- [Given exercise] Copy the data that follows, character for character, minus the pictures.

- [Data]

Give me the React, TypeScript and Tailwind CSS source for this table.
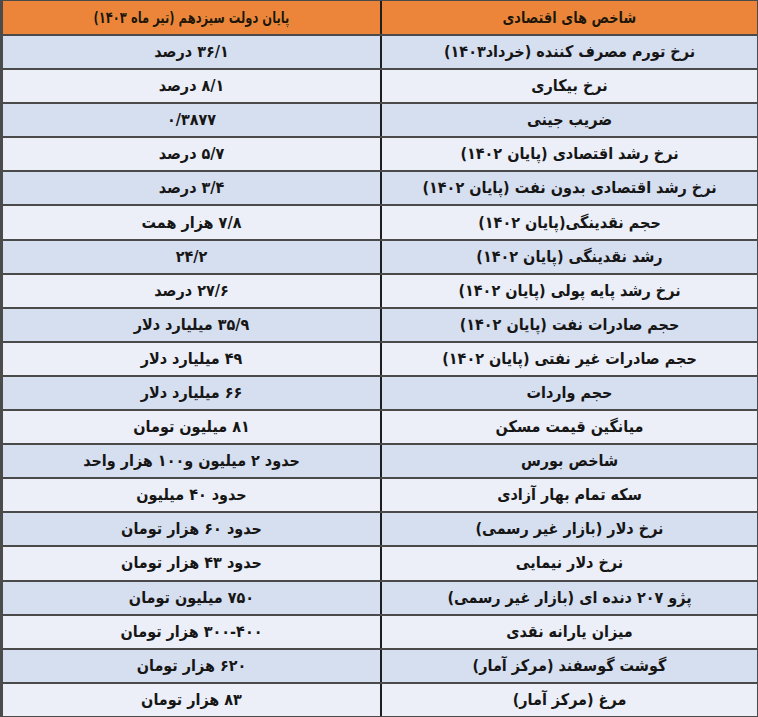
const rows: [string, string][] = [
  ['نرخ تورم مصرف کننده (خرداد۱۴۰۳)', '۳۶/۱ درصد'],
  ['نرخ بیکاری', '۸/۱ درصد'],
  ['ضریب جینی', '۰/۳۸۷۷'],
  ['نرخ رشد اقتصادی (پایان ۱۴۰۲)', '۵/۷ درصد'],
  ['نرخ رشد اقتصادی بدون نفت (پایان ۱۴۰۲)', '۳/۴ درصد'],
  ['حجم نقدینگی(پایان ۱۴۰۲)', '۷/۸ هزار همت'],
  ['رشد نقدینگی (پایان ۱۴۰۲)', '۲۴/۲'],
  ['نرخ رشد پایه پولی (پایان ۱۴۰۲)', '۲۷/۶ درصد'],
  ['حجم صادرات نفت (پایان ۱۴۰۲)', '۳۵/۹ میلیارد دلار'],
  ['حجم صادرات غیر نفتی (پایان ۱۴۰۲)', '۴۹ میلیارد دلار'],
  ['حجم واردات', '۶۶ میلیارد دلار'],
  ['میانگین قیمت مسکن', '۸۱ میلیون تومان'],
  ['شاخص بورس', 'حدود ۲ میلیون و۱۰۰ هزار واحد'],
  ['سکه تمام بهار آزادی', 'حدود ۴۰ میلیون'],
  ['نرخ دلار (بازار غیر رسمی)', 'حدود ۶۰ هزار تومان'],
  ['نرخ دلار نیمایی', 'حدود ۴۳ هزار تومان'],
  ['پژو ۲۰۷ دنده ای (بازار غیر رسمی)', '۷۵۰ میلیون تومان'],
  ['میزان یارانه نقدی', '۳۰۰-۴۰۰ هزار تومان'],
  ['گوشت گوسفند (مرکز آمار)', '۶۲۰ هزار تومان'],
  ['مرغ (مرکز آمار)', '۸۳ هزار تومان'],
];

export default function App() {
  return (
    <div
      dir="rtl"
      className="w-[758px] h-[717px] overflow-hidden bg-white font-['DejaVu_Sans_Condensed','DejaVu_Sans',sans-serif] font-bold text-[#161616]"
    >
      <div className="border-l-[3px] border-r border-t border-[#4b4b4b]">
        {/* header */}
        <div className="grid grid-cols-[377px_1fr] h-[35px] bg-[#ec843a] border-b-2 border-[#4a4a4a] text-[#24140a] text-[16px] font-bold [text-shadow:0_0_1px_#e8b04a]">
          <div className="flex items-center justify-center border-l-2 border-[#1e1e1e]">
            <span className="inline-block scale-x-[0.9]">شاخص های اقتصادی</span>
          </div>
          <div className="flex items-center justify-center whitespace-nowrap">
            <span className="inline-block scale-x-[0.8]">پایان دولت سیزدهم (تیر ماه ۱۴۰۳)</span>
          </div>
        </div>
        {rows.map(([name, value], i) => (
          <div
            key={i}
            className={
              'grid grid-cols-[377px_1fr] h-[34.1px] border-b-2 border-[#4a4a4a] text-[16px] ' +
              (i % 2 === 0 ? 'bg-[#d6dff0]' : 'bg-[#eceff7]')
            }
          >
            <div className="flex items-center justify-center border-l-2 border-[#1e1e1e] whitespace-nowrap">{name}</div>
            <div className="flex items-center justify-center whitespace-nowrap">{value}</div>
          </div>
        ))}
      </div>
    </div>
  );
}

- [Expected answer]
Give me the React, TypeScript and Tailwind CSS source for this table.
const rows: [string, string][] = [
  ['نرخ تورم مصرف کننده (خرداد۱۴۰۳)', '۳۶/۱ درصد'],
  ['نرخ بیکاری', '۸/۱ درصد'],
  ['ضریب جینی', '۰/۳۸۷۷'],
  ['نرخ رشد اقتصادی (پایان ۱۴۰۲)', '۵/۷ درصد'],
  ['نرخ رشد اقتصادی بدون نفت (پایان ۱۴۰۲)', '۳/۴ درصد'],
  ['حجم نقدینگی(پایان ۱۴۰۲)', '۷/۸ هزار همت'],
  ['رشد نقدینگی (پایان ۱۴۰۲)', '۲۴/۲'],
  ['نرخ رشد پایه پولی (پایان ۱۴۰۲)', '۲۷/۶ درصد'],
  ['حجم صادرات نفت (پایان ۱۴۰۲)', '۳۵/۹ میلیارد دلار'],
  ['حجم صادرات غیر نفتی (پایان ۱۴۰۲)', '۴۹ میلیارد دلار'],
  ['حجم واردات', '۶۶ میلیارد دلار'],
  ['میانگین قیمت مسکن', '۸۱ میلیون تومان'],
  ['شاخص بورس', 'حدود ۲ میلیون و۱۰۰ هزار واحد'],
  ['سکه تمام بهار آزادی', 'حدود ۴۰ میلیون'],
  ['نرخ دلار (بازار غیر رسمی)', 'حدود ۶۰ هزار تومان'],
  ['نرخ دلار نیمایی', 'حدود ۴۳ هزار تومان'],
  ['پژو ۲۰۷ دنده ای (بازار غیر رسمی)', '۷۵۰ میلیون تومان'],
  ['میزان یارانه نقدی', '۳۰۰-۴۰۰ هزار تومان'],
  ['گوشت گوسفند (مرکز آمار)', '۶۲۰ هزار تومان'],
  ['مرغ (مرکز آمار)', '۸۳ هزار تومان'],
];

export default function App() {
  return (
    <div
      dir="rtl"
      className="w-[758px] h-[717px] overflow-hidden bg-white font-['DejaVu_Sans_Condensed','DejaVu_Sans',sans-serif] font-bold text-[#161616]"
    >
      <div className="border-l-[3px] border-r border-t border-[#4b4b4b]">
        {/* header */}
        <div className="grid grid-cols-[377px_1fr] h-[35px] bg-[#ec843a] border-b-2 border-[#4a4a4a] text-[#24140a] text-[16px] font-bold [text-shadow:0_0_1px_#e8b04a]">
          <div className="flex items-center justify-center border-l-2 border-[#1e1e1e]">
            <span className="inline-block scale-x-[0.9]">شاخص های اقتصادی</span>
          </div>
          <div className="flex items-center justify-center whitespace-nowrap">
            <span className="inline-block scale-x-[0.8]">پایان دولت سیزدهم (تیر ماه ۱۴۰۳)</span>
          </div>
        </div>
        {rows.map(([name, value], i) => (
          <div
            key={i}
            className={
              'grid grid-cols-[377px_1fr] h-[34.1px] border-b-2 border-[#4a4a4a] text-[16px] ' +
              (i % 2 === 0 ? 'bg-[#d6dff0]' : 'bg-[#eceff7]')
            }
          >
            <div className="flex items-center justify-center border-l-2 border-[#1e1e1e] whitespace-nowrap">{name}</div>
            <div className="flex items-center justify-center whitespace-nowrap">{value}</div>
          </div>
        ))}
      </div>
    </div>
  );
}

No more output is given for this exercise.